Joshua has shared social media videos of him honing his footwork since losing to Ruiz. In recent interviews he has stressed he has prioritised working on his skills over other aspects of training.
“Dare I say it, he needs to be more like Wladimir Klitschko,” says Barry, referring to the former world heavyweight champion.
“At 6ft 6in, you must use that jab. When you have so many attributes and strengths, you must use them. Don’t gamble.”
Raising his voice, he adds: “All he has to do is win seven of 12 rounds. I think he will realise – and he really needs to – that you don’t have to win every fight by a knockout.”
More than belts on the line
Barry says Joshua will have needed to work on his mentality after his defeat by Ruiz.
“You have to look at why you were knocked down four times and if you don’t dissect it back to the root, you can never give yourself the mental confidence to move forward,” he adds.

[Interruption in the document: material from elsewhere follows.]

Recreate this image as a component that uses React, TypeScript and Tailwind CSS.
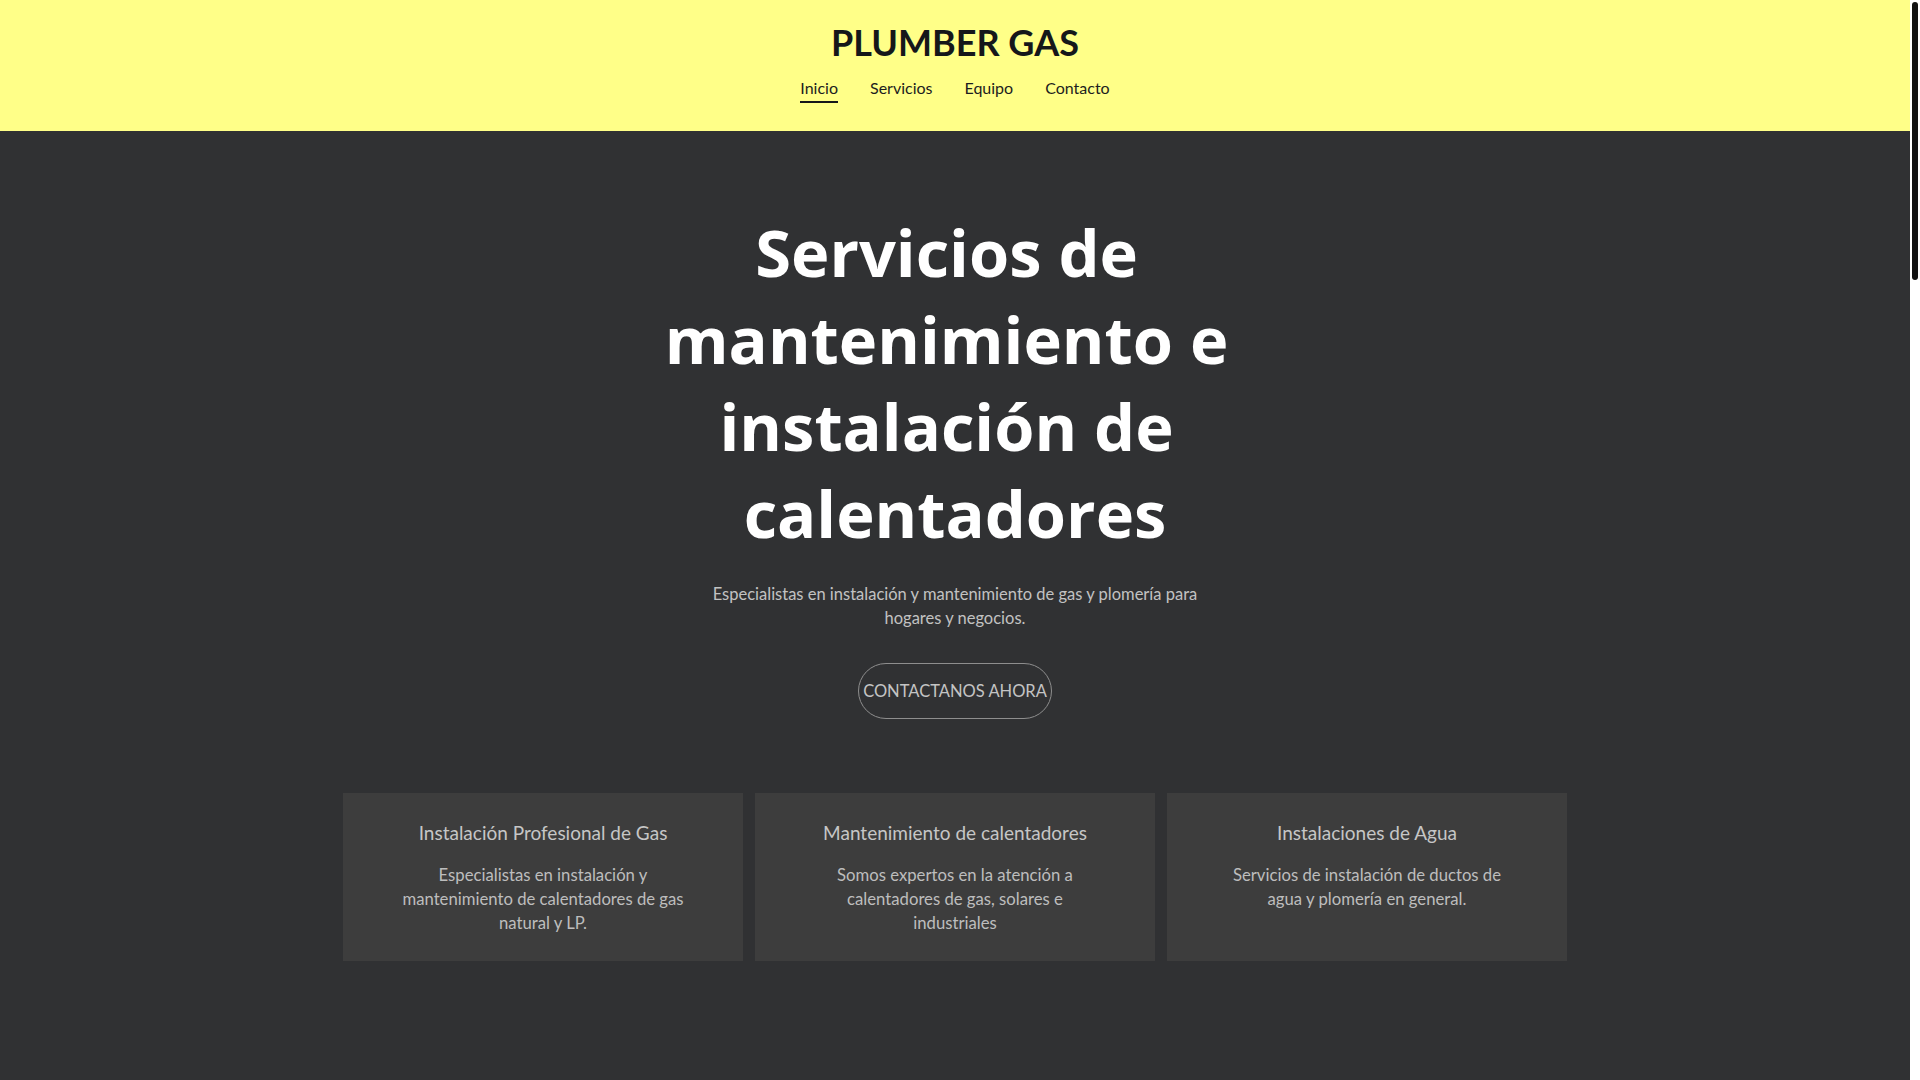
import React from "react";

const body = { fontFamily: "Lato, 'Noto Sans', sans-serif" };
const head = { fontFamily: "'Open Sans', 'Noto Sans', sans-serif" };

const cards = [
  {
    title: "Instalación Profesional de Gas",
    lines: ["Especialistas en instalación y", "mantenimiento de calentadores de gas", "natural y LP."],
  },
  {
    title: "Mantenimiento de calentadores",
    lines: ["Somos expertos en la atención a", "calentadores de gas, solares e", "industriales"],
  },
  {
    title: "Instalaciones de Agua",
    lines: ["Servicios de instalación de ductos de", "agua y plomería en general."],
  },
];

export default function App() {
  return (
    <div className="relative min-h-screen w-full bg-[#303133] pr-[10px]" style={body}>
      <header className="flex h-[131px] flex-col items-center bg-[#ffff88]">
        <h1 className="mt-[22px] text-[36px] font-bold leading-[40px] text-[#15171a]">PLUMBER GAS</h1>
        <nav className="mt-[14px] flex gap-[32px] text-[16px] leading-[24px] text-[#1c1d20]">
          <a className="relative">
            Inicio
            <span className="absolute left-0 right-0 top-[25px] h-[2px] bg-[#15171a]" />
          </a>
          <a>Servicios</a>
          <a>Equipo</a>
          <a>Contacto</a>
        </nav>
      </header>

      <main className="flex min-h-[4040px] flex-col items-center bg-[#303133]">
        <h2
          className="mt-[78px] max-w-[640px] whitespace-break-spaces text-center text-[65px] font-bold leading-[87px] text-white"
          style={head}
        >
          Servicios de mantenimiento e instalación de calentadores
        </h2>
        <p className="mt-[25px] text-center text-[16.5px] leading-[24px] text-[#c2c2c2]">
          Especialistas en instalación y mantenimiento de gas y plomería para
          <br />
          hogares y negocios.
        </p>
        <button className="mt-[33px] flex h-[56px] w-[194px] items-center justify-center rounded-full border border-[#8e8e8e] text-[16.5px] text-[#c4c4c4]">
          CONTACTANOS AHORA
        </button>

        <section className="mt-[74px] grid w-[1224px] grid-cols-3 gap-[12px]">
          {cards.map((c) => (
            <div key={c.title} className="flex flex-col items-center bg-[#3d3d3d] px-6 pb-[26px] pt-[28px] text-center">
              <h3 className="text-[19px] leading-[24px] text-[#c6c6c6]">{c.title}</h3>
              <p className="mt-[18px] text-[16.7px] leading-[24px] text-[#bdbdbd]">
                {c.lines.map((l, i) => (
                  <React.Fragment key={i}>
                    {l}
                    {i < c.lines.length - 1 && <br />}
                  </React.Fragment>
                ))}
              </p>
            </div>
          ))}
        </section>
      </main>

      <div className="fixed right-0 top-0 h-screen w-[10px] bg-white">
        <div className="ml-[2px] mt-[2px] h-[278px] w-[6px] rounded-full bg-[#111111]" />
      </div>
    </div>
  );
}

It is reported Joshua will earn a minimum of $85m (£66m) at Diriyah Arena. There is obvious reward but colossal risk – and not just for him.
Hearn has built a formidable stable of fighters, but Joshua is his biggest draw. DAZN – the streaming service Joshua is affiliated to in the US – has banked on his success. A second defeat would hurt both.
“The stakes could not be any higher for Joshua, his trainer Robert McCracken, for DAZN, and Eddie Hearn is under huge pressure,” says Barry.
So who wins this time?
Muhammad Ali pulled off a major upset against George Foreman at the ‘Rumble’ in Zaire in 1974. Foreman said he “lost something as a man” that night. So did Joshua at Madison Square Garden?
“Ruiz has the belts and everyone says once you become champion you’re 10% better and I think that is a fair statement,” says Barry.
“But I think Joshua will fight a totally different fight. When he had Ruiz down, all he had to do was take his time but he ran in with the wrong punches and put himself there to be hurt.
“This time we will see more poise. If he uses his skills and controls the pressure, I think Joshua wins the fight.”
Ruiz shocked the world in June. But not Barry.
Now the man who warned we could see a new world champion in New York believes the belts will be changing hands again.